### Work required
All of the data should be output character for character, except the pictures.

_____

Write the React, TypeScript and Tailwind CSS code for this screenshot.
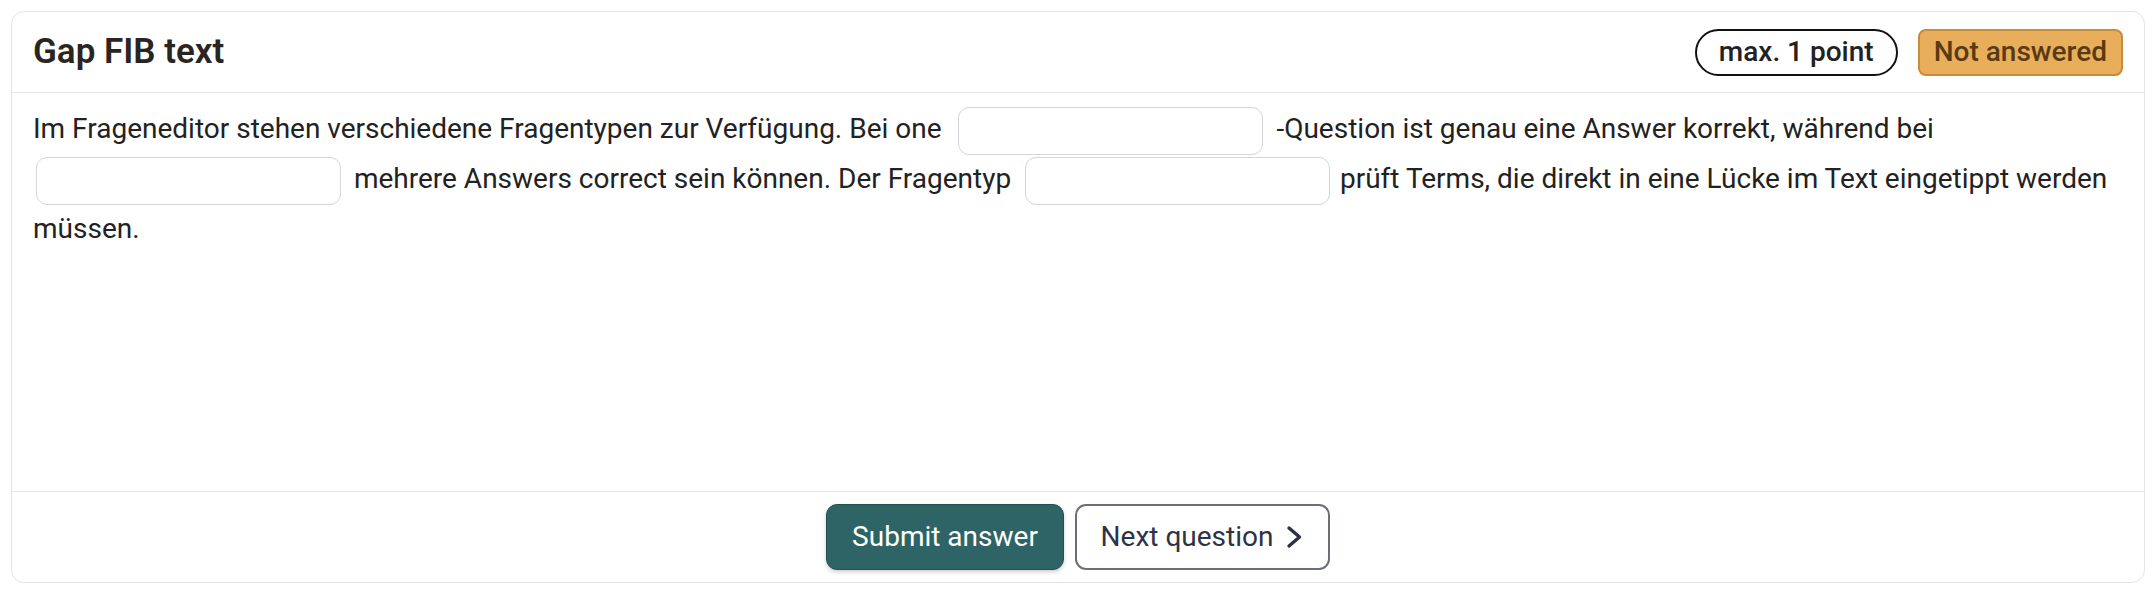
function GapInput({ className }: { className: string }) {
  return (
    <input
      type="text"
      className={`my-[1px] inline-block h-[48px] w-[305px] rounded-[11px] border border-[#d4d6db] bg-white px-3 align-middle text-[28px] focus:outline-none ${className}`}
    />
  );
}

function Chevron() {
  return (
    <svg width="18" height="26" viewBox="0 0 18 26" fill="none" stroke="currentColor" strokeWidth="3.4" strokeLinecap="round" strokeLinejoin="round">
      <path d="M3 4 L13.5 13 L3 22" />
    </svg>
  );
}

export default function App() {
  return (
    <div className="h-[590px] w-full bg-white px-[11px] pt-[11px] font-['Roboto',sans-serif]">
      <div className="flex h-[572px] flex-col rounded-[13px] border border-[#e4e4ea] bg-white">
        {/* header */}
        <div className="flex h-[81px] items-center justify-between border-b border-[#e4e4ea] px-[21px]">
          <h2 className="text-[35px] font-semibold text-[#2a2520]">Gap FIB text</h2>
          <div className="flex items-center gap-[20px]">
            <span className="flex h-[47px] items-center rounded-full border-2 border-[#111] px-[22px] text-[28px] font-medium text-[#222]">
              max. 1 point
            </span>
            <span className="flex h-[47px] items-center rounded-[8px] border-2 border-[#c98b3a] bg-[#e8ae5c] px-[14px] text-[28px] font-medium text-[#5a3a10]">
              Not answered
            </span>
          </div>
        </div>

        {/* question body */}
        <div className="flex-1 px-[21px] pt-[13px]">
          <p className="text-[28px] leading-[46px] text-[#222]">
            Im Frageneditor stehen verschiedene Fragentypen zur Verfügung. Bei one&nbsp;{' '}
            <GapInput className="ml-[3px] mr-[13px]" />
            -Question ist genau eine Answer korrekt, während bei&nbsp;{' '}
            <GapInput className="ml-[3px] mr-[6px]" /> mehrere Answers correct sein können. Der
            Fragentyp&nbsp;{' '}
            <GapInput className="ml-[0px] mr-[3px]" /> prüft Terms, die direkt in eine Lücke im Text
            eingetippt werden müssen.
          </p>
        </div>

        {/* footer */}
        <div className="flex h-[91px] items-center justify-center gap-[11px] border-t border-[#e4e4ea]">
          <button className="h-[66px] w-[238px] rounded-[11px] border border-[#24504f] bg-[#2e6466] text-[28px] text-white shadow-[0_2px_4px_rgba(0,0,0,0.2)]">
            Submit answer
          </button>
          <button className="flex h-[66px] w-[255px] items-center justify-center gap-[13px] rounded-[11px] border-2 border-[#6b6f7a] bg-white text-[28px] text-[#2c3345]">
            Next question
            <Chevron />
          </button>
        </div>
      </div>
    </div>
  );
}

_____

### Exercise answer
Write the React, TypeScript and Tailwind CSS code for this screenshot.
function GapInput({ className }: { className: string }) {
  return (
    <input
      type="text"
      className={`my-[1px] inline-block h-[48px] w-[305px] rounded-[11px] border border-[#d4d6db] bg-white px-3 align-middle text-[28px] focus:outline-none ${className}`}
    />
  );
}

function Chevron() {
  return (
    <svg width="18" height="26" viewBox="0 0 18 26" fill="none" stroke="currentColor" strokeWidth="3.4" strokeLinecap="round" strokeLinejoin="round">
      <path d="M3 4 L13.5 13 L3 22" />
    </svg>
  );
}

export default function App() {
  return (
    <div className="h-[590px] w-full bg-white px-[11px] pt-[11px] font-['Roboto',sans-serif]">
      <div className="flex h-[572px] flex-col rounded-[13px] border border-[#e4e4ea] bg-white">
        {/* header */}
        <div className="flex h-[81px] items-center justify-between border-b border-[#e4e4ea] px-[21px]">
          <h2 className="text-[35px] font-semibold text-[#2a2520]">Gap FIB text</h2>
          <div className="flex items-center gap-[20px]">
            <span className="flex h-[47px] items-center rounded-full border-2 border-[#111] px-[22px] text-[28px] font-medium text-[#222]">
              max. 1 point
            </span>
            <span className="flex h-[47px] items-center rounded-[8px] border-2 border-[#c98b3a] bg-[#e8ae5c] px-[14px] text-[28px] font-medium text-[#5a3a10]">
              Not answered
            </span>
          </div>
        </div>

        {/* question body */}
        <div className="flex-1 px-[21px] pt-[13px]">
          <p className="text-[28px] leading-[46px] text-[#222]">
            Im Frageneditor stehen verschiedene Fragentypen zur Verfügung. Bei one&nbsp;{' '}
            <GapInput className="ml-[3px] mr-[13px]" />
            -Question ist genau eine Answer korrekt, während bei&nbsp;{' '}
            <GapInput className="ml-[3px] mr-[6px]" /> mehrere Answers correct sein können. Der
            Fragentyp&nbsp;{' '}
            <GapInput className="ml-[0px] mr-[3px]" /> prüft Terms, die direkt in eine Lücke im Text
            eingetippt werden müssen.
          </p>
        </div>

        {/* footer */}
        <div className="flex h-[91px] items-center justify-center gap-[11px] border-t border-[#e4e4ea]">
          <button className="h-[66px] w-[238px] rounded-[11px] border border-[#24504f] bg-[#2e6466] text-[28px] text-white shadow-[0_2px_4px_rgba(0,0,0,0.2)]">
            Submit answer
          </button>
          <button className="flex h-[66px] w-[255px] items-center justify-center gap-[13px] rounded-[11px] border-2 border-[#6b6f7a] bg-white text-[28px] text-[#2c3345]">
            Next question
            <Chevron />
          </button>
        </div>
      </div>
    </div>
  );
}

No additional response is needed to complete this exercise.